━━ GIVEN MATERIAL

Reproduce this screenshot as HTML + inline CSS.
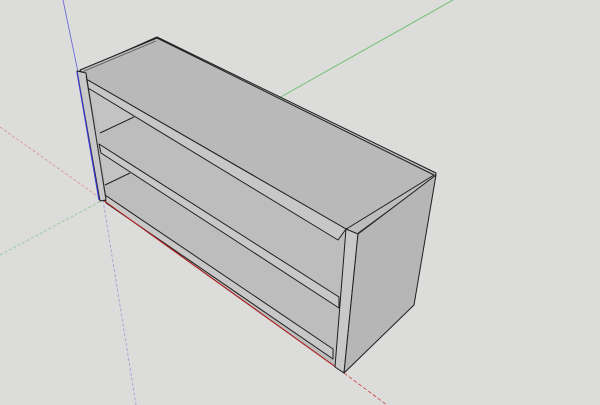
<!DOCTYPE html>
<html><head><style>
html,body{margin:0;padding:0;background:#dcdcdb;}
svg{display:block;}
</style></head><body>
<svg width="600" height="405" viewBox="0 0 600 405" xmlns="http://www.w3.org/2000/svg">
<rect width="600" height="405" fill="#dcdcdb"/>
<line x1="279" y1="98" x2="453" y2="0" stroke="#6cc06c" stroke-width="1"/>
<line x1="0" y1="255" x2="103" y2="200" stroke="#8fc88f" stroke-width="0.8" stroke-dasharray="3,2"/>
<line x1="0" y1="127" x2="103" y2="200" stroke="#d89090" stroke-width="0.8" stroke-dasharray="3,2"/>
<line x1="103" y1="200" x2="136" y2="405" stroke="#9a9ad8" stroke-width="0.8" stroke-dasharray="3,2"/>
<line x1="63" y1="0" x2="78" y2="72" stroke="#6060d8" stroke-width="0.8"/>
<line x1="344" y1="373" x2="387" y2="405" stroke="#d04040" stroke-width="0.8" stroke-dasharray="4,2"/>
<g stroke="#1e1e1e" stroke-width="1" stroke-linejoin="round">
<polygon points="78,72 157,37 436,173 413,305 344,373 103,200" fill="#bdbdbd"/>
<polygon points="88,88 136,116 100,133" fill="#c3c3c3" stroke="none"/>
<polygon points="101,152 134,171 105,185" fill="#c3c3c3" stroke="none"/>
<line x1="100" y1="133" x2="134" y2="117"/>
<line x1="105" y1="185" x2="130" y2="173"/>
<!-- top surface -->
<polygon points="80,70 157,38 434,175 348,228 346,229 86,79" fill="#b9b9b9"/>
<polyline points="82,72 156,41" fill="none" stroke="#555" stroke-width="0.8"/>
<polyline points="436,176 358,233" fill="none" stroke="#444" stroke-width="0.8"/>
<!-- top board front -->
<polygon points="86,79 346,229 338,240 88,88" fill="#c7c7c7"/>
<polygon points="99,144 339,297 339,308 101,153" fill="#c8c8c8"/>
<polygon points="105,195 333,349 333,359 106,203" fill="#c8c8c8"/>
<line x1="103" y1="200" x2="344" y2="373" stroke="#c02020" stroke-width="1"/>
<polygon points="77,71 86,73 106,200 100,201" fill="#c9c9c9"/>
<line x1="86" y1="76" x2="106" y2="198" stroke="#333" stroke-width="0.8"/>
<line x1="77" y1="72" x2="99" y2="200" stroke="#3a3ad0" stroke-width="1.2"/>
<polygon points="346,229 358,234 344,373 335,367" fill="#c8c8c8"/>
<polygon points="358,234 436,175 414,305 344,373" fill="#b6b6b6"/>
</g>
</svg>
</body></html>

━━━━

■ **AIM OF THE TASK**
Quote the data above in full and without alteration; skip the pictures.

■ **OUTPUT FOR THIS EXERCISE**
Reproduce this screenshot as HTML + inline CSS.
<!DOCTYPE html>
<html><head><style>
html,body{margin:0;padding:0;background:#dcdcdb;}
svg{display:block;}
</style></head><body>
<svg width="600" height="405" viewBox="0 0 600 405" xmlns="http://www.w3.org/2000/svg">
<rect width="600" height="405" fill="#dcdcdb"/>
<line x1="279" y1="98" x2="453" y2="0" stroke="#6cc06c" stroke-width="1"/>
<line x1="0" y1="255" x2="103" y2="200" stroke="#8fc88f" stroke-width="0.8" stroke-dasharray="3,2"/>
<line x1="0" y1="127" x2="103" y2="200" stroke="#d89090" stroke-width="0.8" stroke-dasharray="3,2"/>
<line x1="103" y1="200" x2="136" y2="405" stroke="#9a9ad8" stroke-width="0.8" stroke-dasharray="3,2"/>
<line x1="63" y1="0" x2="78" y2="72" stroke="#6060d8" stroke-width="0.8"/>
<line x1="344" y1="373" x2="387" y2="405" stroke="#d04040" stroke-width="0.8" stroke-dasharray="4,2"/>
<g stroke="#1e1e1e" stroke-width="1" stroke-linejoin="round">
<polygon points="78,72 157,37 436,173 413,305 344,373 103,200" fill="#bdbdbd"/>
<polygon points="88,88 136,116 100,133" fill="#c3c3c3" stroke="none"/>
<polygon points="101,152 134,171 105,185" fill="#c3c3c3" stroke="none"/>
<line x1="100" y1="133" x2="134" y2="117"/>
<line x1="105" y1="185" x2="130" y2="173"/>
<!-- top surface -->
<polygon points="80,70 157,38 434,175 348,228 346,229 86,79" fill="#b9b9b9"/>
<polyline points="82,72 156,41" fill="none" stroke="#555" stroke-width="0.8"/>
<polyline points="436,176 358,233" fill="none" stroke="#444" stroke-width="0.8"/>
<!-- top board front -->
<polygon points="86,79 346,229 338,240 88,88" fill="#c7c7c7"/>
<polygon points="99,144 339,297 339,308 101,153" fill="#c8c8c8"/>
<polygon points="105,195 333,349 333,359 106,203" fill="#c8c8c8"/>
<line x1="103" y1="200" x2="344" y2="373" stroke="#c02020" stroke-width="1"/>
<polygon points="77,71 86,73 106,200 100,201" fill="#c9c9c9"/>
<line x1="86" y1="76" x2="106" y2="198" stroke="#333" stroke-width="0.8"/>
<line x1="77" y1="72" x2="99" y2="200" stroke="#3a3ad0" stroke-width="1.2"/>
<polygon points="346,229 358,234 344,373 335,367" fill="#c8c8c8"/>
<polygon points="358,234 436,175 414,305 344,373" fill="#b6b6b6"/>
</g>
</svg>
</body></html>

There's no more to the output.